§ MATERIAL PROVIDED
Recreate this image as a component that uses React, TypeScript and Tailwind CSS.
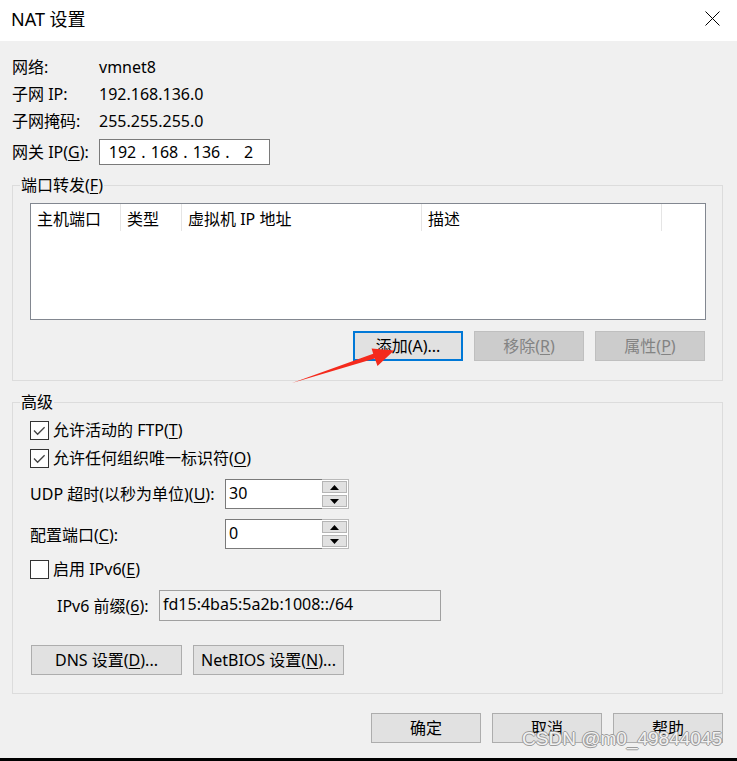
import React from "react"

function U({ children }: { children: React.ReactNode }) {
  return <span className="underline underline-offset-[2px] decoration-1">{children}</span>
}

function Btn({
  children,
  width = "w-[110px]",
  disabled,
  focused,
}: {
  children: React.ReactNode
  width?: string
  disabled?: boolean
  focused?: boolean
}) {
  if (focused) {
    return (
      <div className={`${width} h-[30px] bg-[#e1e1e1] border-2 border-[#0078d7] flex items-center justify-center`}>
        {children}
      </div>
    )
  }
  if (disabled) {
    return (
      <div className={`${width} h-[30px] bg-[#cccccc] border border-[#bfbfbf] text-[#838383] flex items-center justify-center`}>
        {children}
      </div>
    )
  }
  return (
    <div className={`${width} h-[30px] bg-[#e1e1e1] border border-[#adadad] flex items-center justify-center`}>
      {children}
    </div>
  )
}

function Check({ checked, children }: { checked?: boolean; children: React.ReactNode }) {
  return (
    <div className="flex items-center h-[20px]">
      <div className="w-[19px] h-[19px] bg-white border border-[#333333] flex items-center justify-center">
        {checked && (
          <svg width="17" height="17" viewBox="0 0 17 17">
            <path d="M3 8.5 L6.6 12.2 L13.6 5.2" fill="none" stroke="#444" strokeWidth="1.3" />
          </svg>
        )}
      </div>
      <span className="ml-[4px]">{children}</span>
    </div>
  )
}

function Spin({ value }: { value: string }) {
  return (
    <div className="flex w-[124px] h-[30px]">
      <div className="flex-1 bg-white border border-r-0 border-[#7a7a7a] pl-[3px] pb-[2px] flex items-center">
        {value}
      </div>
      <div className="w-[27px] bg-white border border-l-0 border-[#b9b9b9] flex flex-col gap-[2px] py-[1px] pr-[1px]">
        <div className="flex-1 bg-[#e1e1e1] border border-[#b5b5b5] flex items-center justify-center">
          <svg width="9" height="5" viewBox="0 0 9 5">
            <path d="M0 5 L4.5 0 L9 5Z" fill="#000" />
          </svg>
        </div>
        <div className="flex-1 bg-[#e1e1e1] border border-[#b5b5b5] flex items-center justify-center">
          <svg width="9" height="5" viewBox="0 0 9 5">
            <path d="M0 0 L4.5 5 L9 0Z" fill="#000" />
          </svg>
        </div>
      </div>
    </div>
  )
}

export default function App() {
  return (
    <div className="w-[737px] h-[761px] bg-[#f0f0f0] relative overflow-hidden flex flex-col text-[16px] text-black font-['Noto_Sans','Noto_Sans_CJK_SC',sans-serif]">
      {/* Title bar */}
      <div className="h-[41px] shrink-0 bg-white flex items-center justify-between pl-[11px] pr-[17px] pb-[4px]">
        <span className="text-[18px] leading-[22px]">NAT 设置</span>
        <svg width="15" height="15" viewBox="0 0 15 15">
          <path d="M0.5 0.5 L14.5 14.5 M14.5 0.5 L0.5 14.5" stroke="#000" strokeWidth="1" />
        </svg>
      </div>

      <div className="pl-[12px] pr-[14px] flex flex-col">
        {/* Info */}
        <div className="mt-[12px] flex flex-col">
          <div className="h-[27px] flex items-center">
            <span className="w-[87px]">网络:</span>
            <span>vmnet8</span>
          </div>
          <div className="h-[27px] flex items-center">
            <span className="w-[87px]">子网 IP:</span>
            <span>192.168.136.0</span>
          </div>
          <div className="h-[27px] flex items-center">
            <span className="w-[87px]">子网掩码:</span>
            <span>255.255.255.0</span>
          </div>
          <div className="h-[26px] mt-[5px] flex items-center">
            <span className="w-[87px]">
              网关 IP(<U>G</U>):
            </span>
            <div className="w-[171px] h-[26px] bg-white border border-[#7a7a7a] flex items-center pl-[5px] pb-[1px]">
              <span className="w-[35px] text-center">192</span>
              <span className="w-[7px] text-center">.</span>
              <span className="w-[35px] text-center">168</span>
              <span className="w-[7px] text-center">.</span>
              <span className="w-[35px] text-center">136</span>
              <span className="w-[7px] text-center">.</span>
              <span className="w-[35px] text-center">2</span>
            </div>
          </div>
        </div>

        {/* Port forwarding */}
        <fieldset className="mt-[10px] border border-[#dcdcdc] p-0 m-0 min-w-0">
          <legend className="ml-[7px] px-[1px] h-[20px] leading-[20px]">
            端口转发(<U>F</U>)
          </legend>
          <div className="flex flex-col pb-[19px]">
            <div className="mt-[8px] ml-[17px] mr-[16px] h-[117px] bg-white border border-[#828790]">
              <div className="flex h-[27px]">
                <div className="w-[90px] border-r border-[#e5e5e5] pl-[6px] pt-[3px] flex items-center">主机端口</div>
                <div className="w-[61px] border-r border-[#e5e5e5] pl-[6px] pt-[3px] flex items-center">类型</div>
                <div className="w-[240px] border-r border-[#e5e5e5] pl-[6px] pt-[3px] flex items-center">虚拟机 IP 地址</div>
                <div className="w-[240px] border-r border-[#e5e5e5] pl-[6px] pt-[3px] flex items-center">描述</div>
              </div>
            </div>
            <div className="mt-[11px] pr-[17px] flex justify-end gap-[11px]">
              <Btn focused>添加(A)...</Btn>
              <Btn disabled>
                移除(<U>R</U>)
              </Btn>
              <Btn disabled>
                属性(<U>P</U>)
              </Btn>
            </div>
          </div>
        </fieldset>

        {/* Advanced */}
        <fieldset className="mt-[11px] border border-[#dcdcdc] p-0 m-0 min-w-0">
          <legend className="ml-[7px] px-[1px] h-[20px] leading-[20px]">高级</legend>
          <div className="flex flex-col px-[17px] pb-[18px]">
            <div className="mt-[8px]">
              <Check checked>
                允许活动的 FTP(<U>T</U>)
              </Check>
            </div>
            <div className="mt-[8px]">
              <Check checked>
                允许任何组织唯一标识符(<U>O</U>)
              </Check>
            </div>
            <div className="mt-[11px] h-[30px] flex items-center">
              <span className="w-[195px]">
                UDP 超时(以秒为单位)(<U>U</U>):
              </span>
              <Spin value="30" />
            </div>
            <div className="mt-[10px] h-[30px] flex items-center">
              <span className="w-[195px] pt-[2px]">
                配置端口(<U>C</U>):
              </span>
              <Spin value="0" />
            </div>
            <div className="mt-[10px]">
              <Check>
                启用 IPv6(<U>E</U>)
              </Check>
            </div>
            <div className="mt-[11px] h-[31px] pl-[27px] flex items-center">
              <span className="w-[102px]">
                IPv6 前缀(<U>6</U>):
              </span>
              <div className="w-[282px] h-[31px] border border-[#a0a0a0] bg-[#f0f0f0] pl-[3px] pb-[4px] flex items-center">
                fd15:4ba5:5a2b:1008::/64
              </div>
            </div>
            <div className="mt-[24px] ml-[1px] flex gap-[11px]">
              <Btn width="w-[151px]">
                DNS 设置(<U>D</U>)...
              </Btn>
              <Btn width="w-[151px]">
                NetBIOS 设置(<U>N</U>)...
              </Btn>
            </div>
          </div>
        </fieldset>

        {/* Footer buttons */}
        <div className="mt-[19px] flex justify-end gap-[11px]">
          <Btn>确定</Btn>
          <Btn>取消</Btn>
          <Btn>帮助</Btn>
        </div>
      </div>

      <div className="mt-auto h-[3px] bg-black shrink-0" />

      {/* Watermark */}
      <div className="absolute right-[15px] top-[727px] text-[19px] leading-[24px] font-['Liberation_Sans',sans-serif] text-[#f2f2f2] [text-shadow:1px_0_0_#9a9a9a,-1px_0_0_#9a9a9a,0_1px_0_#9a9a9a,0_-1px_0_#9a9a9a]">
        CSDN @m0_49844045
      </div>

      {/* Red annotation arrow */}
      <svg className="absolute left-0 top-0 pointer-events-none" width="737" height="761" viewBox="0 0 737 761">
        <polygon
          points="292,383 373.2,353.7 371.6,348.5 394,350.5 377.5,366 374.8,358.5"
          fill="#f42a1c"
        />
      </svg>
    </div>
  )
}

§ TASK DETAILS
Return each line where "React" shows up.

§ RESPONSE TO THIS EXERCISE
Recreate this image as a component that uses React, TypeScript and Tailwind CSS.
import React from "react"
function U({ children }: { children: React.ReactNode }) {
  children: React.ReactNode
function Check({ checked, children }: { checked?: boolean; children: React.ReactNode }) {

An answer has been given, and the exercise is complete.